Neither Jim Magilton nor Roy Keane has managed to get Town close to promotion, or even the play-offs, during these last three years.Results have been erratic; performances have been inconsistent; league positions have been, at times, alarming; entertainment has been in short supply; too many new players have flopped; and now attendances are dropping.

Furthermore, after these last three years we still don’t have a better understanding of Mr Evans as a man, or as a personality.

He has remained in the background. In fact, at times he has not even been in the background!

With the exception of the occasional glimpse of Mr Evans at Town games – he does attend most fixtures – the reclusive owner has remained invisible and silent, albeit passing on the odd message via the club’s chief executive, Simon Clegg.

Of course Mr Evans’ invisibility is irrelevant, in terms of the successes or failures of the club as a whole.
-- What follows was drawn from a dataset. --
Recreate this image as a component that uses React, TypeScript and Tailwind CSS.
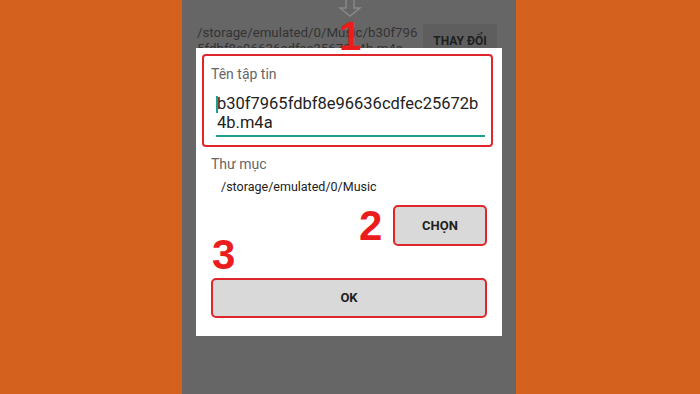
import React from "react";

const roboto = { fontFamily: "Roboto, 'Noto Sans', sans-serif" };

export default function App() {
  return (
    <div className="w-[700px] h-[394px] bg-[#d5611f] flex overflow-hidden" style={roboto}>
      <div className="ml-[182px] w-[334px] h-full bg-[#666666] relative">
        {/* background screen content */}
        <div className="flex justify-center h-[16px]">
          <svg width="30" height="17" viewBox="0 0 30 17" className="ml-[2px]">
            <path d="M11 0 V8 H5 L15 16 L25 8 H19 V0" fill="none" stroke="#8a8a8a" strokeWidth="1.4" />
          </svg>
        </div>
        <div className="flex items-start pl-[15px] pr-[19px] pt-[9px]">
          <div className="w-[224px] text-[13.3px] leading-[16px] text-[#333333] break-all">
            /storage/emulated/0/Music/b30f7965fdbf8e96636cdfec25672b4b.m4a
          </div>
          <div className="ml-auto -mt-[1px] w-[74px] h-[34px] bg-[#5e5e5e] flex items-center justify-center text-[12px] font-bold text-[#1e1e1e]">
            THAY ĐỔI
          </div>
        </div>

        {/* dialog */}
        <div className="absolute left-[14px] top-[48px] w-[306px] h-[288px] bg-white flex flex-col pt-[6px] pl-[6px]">
          <div className="w-[291px] h-[93px] border-2 border-[#e0252b] rounded-[4px] flex flex-col pl-[7px] pt-[10px]">
            <div className="text-[14px] leading-[16px] text-[#666666]">Tên tập tin</div>
            <div className="relative ml-[5px] mt-[12px] w-[269px] border-b-2 border-[#1f9e8f] pb-[3px] pl-[1px]">
              <span className="absolute left-0 top-[2px] w-[2px] h-[17px] bg-[#1f9e8f]" />
              <div className="text-[16.5px] leading-[19px] text-[#222222] break-all">
                b30f7965fdbf8e96636cdfec25672b4b.m4a
              </div>
            </div>
          </div>
          <div className="pl-[9px] mt-[9px] text-[14px] leading-[16px] text-[#666666]">Thư mục</div>
          <div className="pl-[19px] mt-[8px] text-[12.5px] leading-[14px] text-[#222222]">/storage/emulated/0/Music</div>
          <div className="flex justify-end pr-[15px] mt-[11px]">
            <div className="w-[94px] h-[41px] border-2 border-[#e0252b] rounded-[5px] bg-[#d9d9d9] flex items-center justify-center text-[13px] font-bold text-[#1e1e1e]">
              CHỌN
            </div>
          </div>
          <div className="ml-[9px] mt-[32px] w-[276px] h-[40px] border-2 border-[#e0252b] rounded-[5px] bg-[#d9d9d9] flex items-center justify-center text-[13px] font-bold text-[#1e1e1e]">
            OK
          </div>
        </div>

        {/* annotations */}
        <div className="absolute left-[157px] top-[14px] text-[40px] leading-[44px] font-bold text-[#ea1c1c]" style={{ fontFamily: "'Liberation Sans', Arial, sans-serif" }}>1</div>
        <div className="absolute left-[177px] top-[203px] text-[42px] leading-[46px] font-bold text-[#ea1c1c]" style={{ fontFamily: "'Liberation Sans', Arial, sans-serif" }}>2</div>
        <div className="absolute left-[30px] top-[232px] text-[42px] leading-[46px] font-bold text-[#ea1c1c]" style={{ fontFamily: "'Liberation Sans', Arial, sans-serif" }}>3</div>
      </div>
    </div>
  );
}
He doesn’t give interviews, but I lay a wager that he has been under-whelmed by his first three years at the helm.

The one saving grace is the high-profile nature of his current boss, Roy Keane, who is rarely out of the media spotlight. The Irishman alone gives Ipswich Town, and the Marcus Evans Group in particular, huge publicity, the sort of media attention that is usually just reserved for Premier League clubs.

But it is to the Premier League that Mr Evans presumably wants to take his club.

And the truth is that Town are no nearer winning promotion now, than they were just before Christmas in 2007.

If anything, they are further away.

A dreadful run of six straight league defeats, the worst run since George Burley’s men suffered eight on the bounce in their relegation season from the Premier League in 1995, has left Town closer to League One than the Premier League.

Before Saturday’s tea-time fixture at home to Sven Goran Eriksson’s Leicester City, a match to be screened live on Sky Sports, Town find themselves a mere three points off the relegation zone, and a daunting nine points adrift of the magical top six.

It all adds up to one telling conclusion – Mr Evans has spent a vast amount of money, over these last three long years, for precious little return.